Another key, I’ve been re-convinced through this work is ensuring that professional development sets up space for ongoing teacher-to-teacher conversations.

Something transformational happens when a teacher is with another teacher and says, “Let’s talk about this question, own it, and learn from one another; we’ve got this!” In our work with Assignments Matter 2.0, these teacher-to-teacher conversations cultivated connections and created a reflective community in which teachers’ text-based writing tasks were challenged and complicated to ensure they were text dependent, free from teacher bias, had a strong, precise cognitive demand, and were scaffolded through intentionally planned lessons.

In our work, there were three things that set-up success in teacher-to-teacher conversations: shared language, shared approaches, and grounding in the here and now.

First, a shared language for conversation is necessary. The Literacy Design Collaborative provided the frame. The tools, Template Tasks and Jurying Rubric, provided the language. These are accessible tools that have been well vetted and developed over a series of years. They helped teachers talk about what is going on in their work and what needs to be going on in their work.

Then, teacher leaders at the two satellite sites added a layer that took the language and grounded it in meaningful approaches. These approaches are the practices and actions that establish norms and protocols to ground teacher-to-teacher conversations. Some of these approaches, such as the response group protocol, are defining pillars of the work of the National Writing Project for the past forty years. Others approaches, such as the 4As protocol and the Sparking Conversations protocol, were unique to the local sites, Red Mountain Writing Project and New York City Writing Project.

Finally, teacher-to-teacher conversations must be grounded in the here and now. Professional development fails when it focuses on tools in a vacuum. Rather professional development must ground professional conversations in questions such as, “What does it mean to be a teacher here and now? What does it mean to use this tool here and now?” Having teacher-leaders at local sites lead local teachers makes this work relevant.

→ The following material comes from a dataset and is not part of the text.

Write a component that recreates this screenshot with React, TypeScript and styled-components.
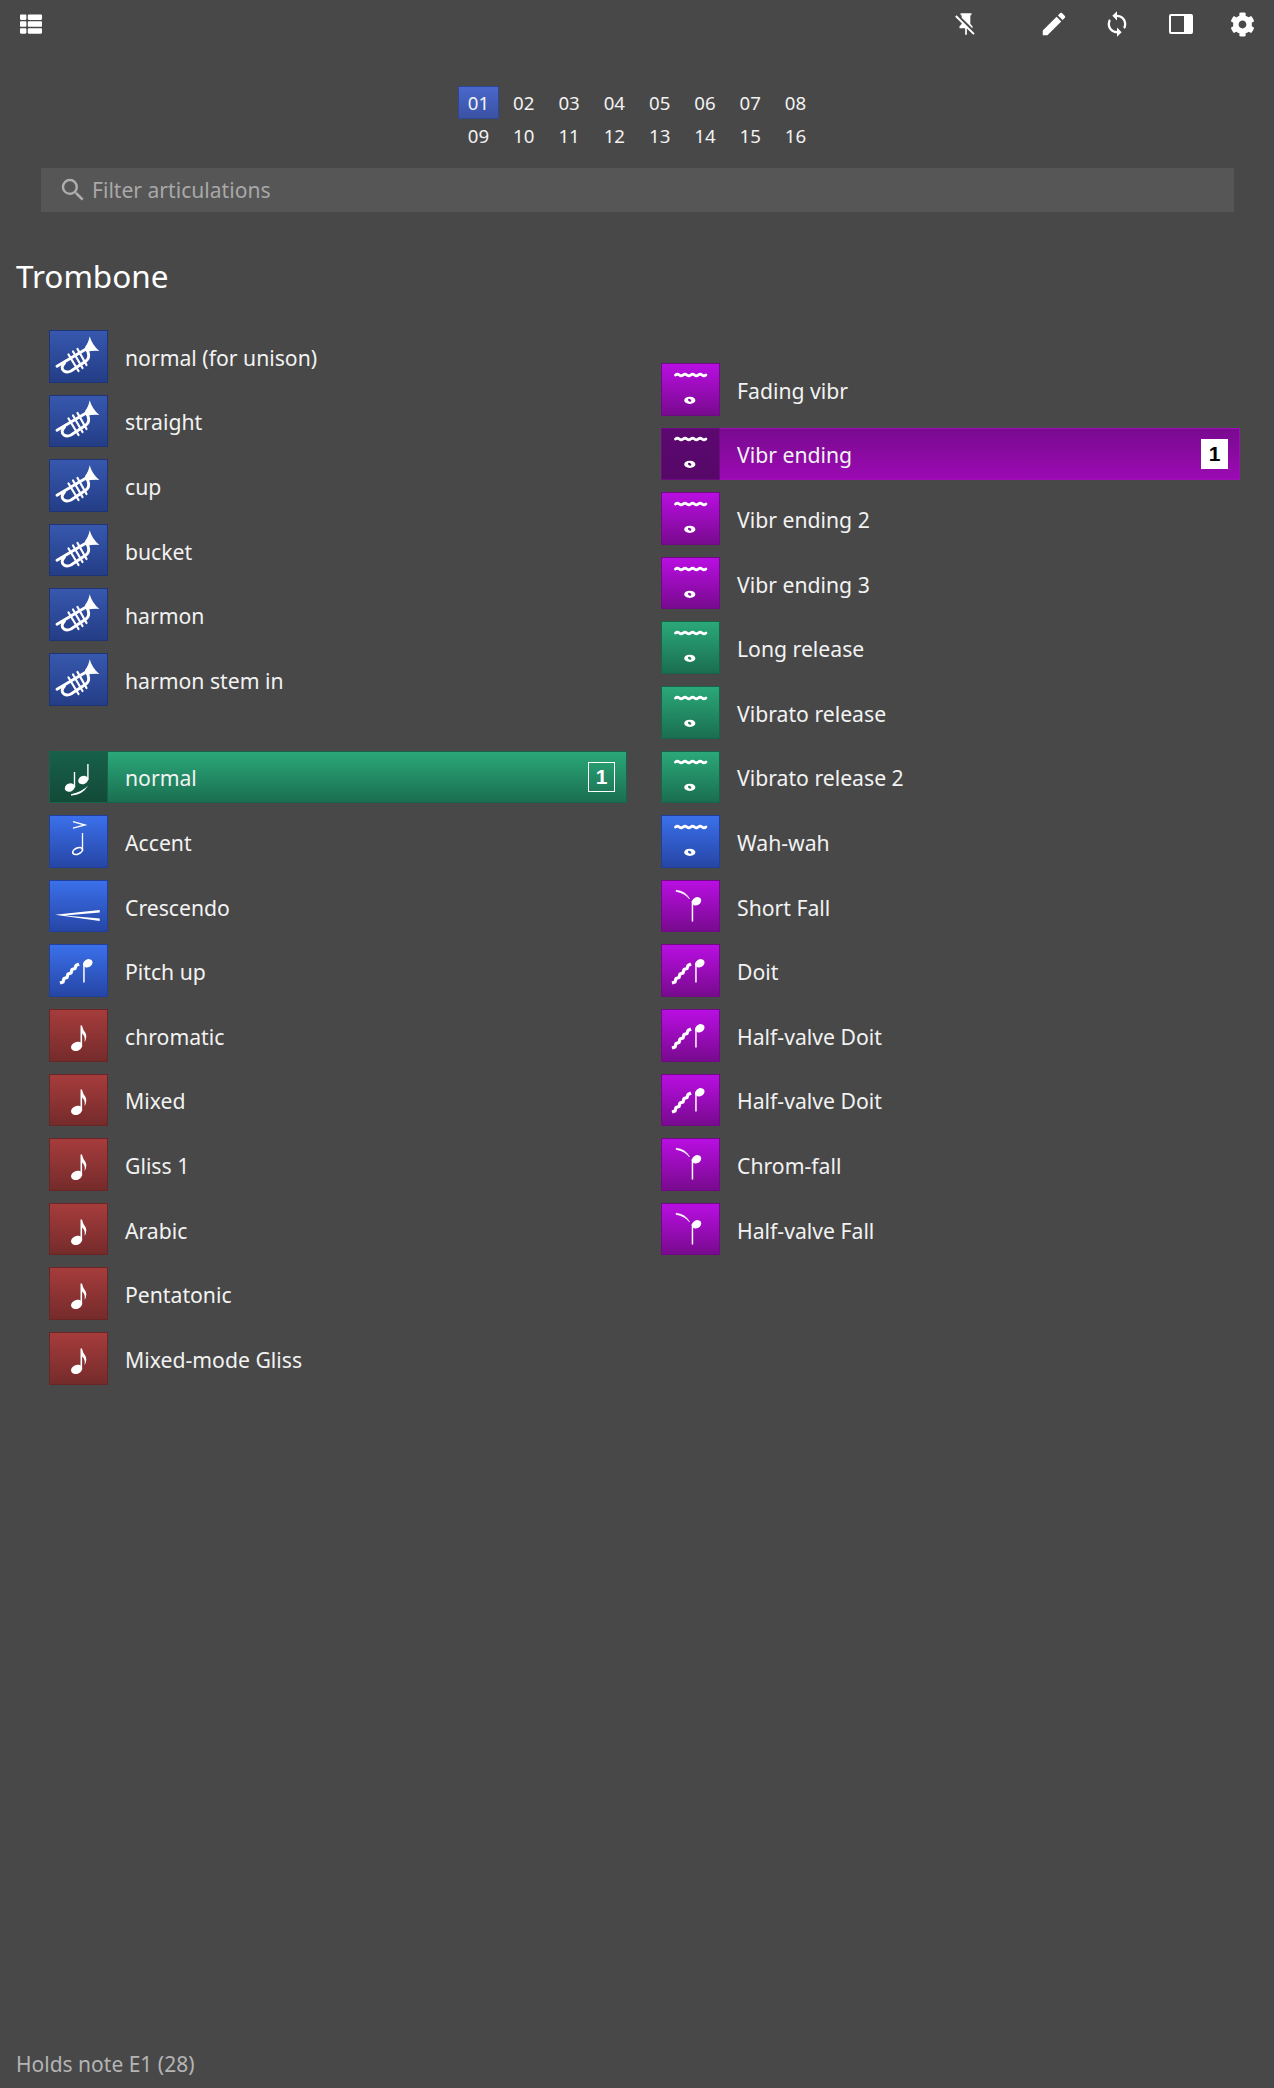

It is this grounding in the here and now, that teachers report finding a third space in the Writing Project where they can talk freely and fruitfully about how to navigate the challenges of the day-to-day in the classroom. What could be a dull professional development then becomes relevant and urgent. What may have been a vulnerable moment sharing your own perceived failings in the classroom or instruction is instead a space surrounded by friends who push you to new learning. This is only possible in teacher-to-teacher conversations that are rooted in shared language, shared approaches, and the here and now.

Progress for students and change in the classroom can never be about merely a tool or collection of tools. It must also always include teacher-to-teacher conversations. It’s these transformational conversations between teachers that drive development in their work and ultimately move students’ skills and abilities forward.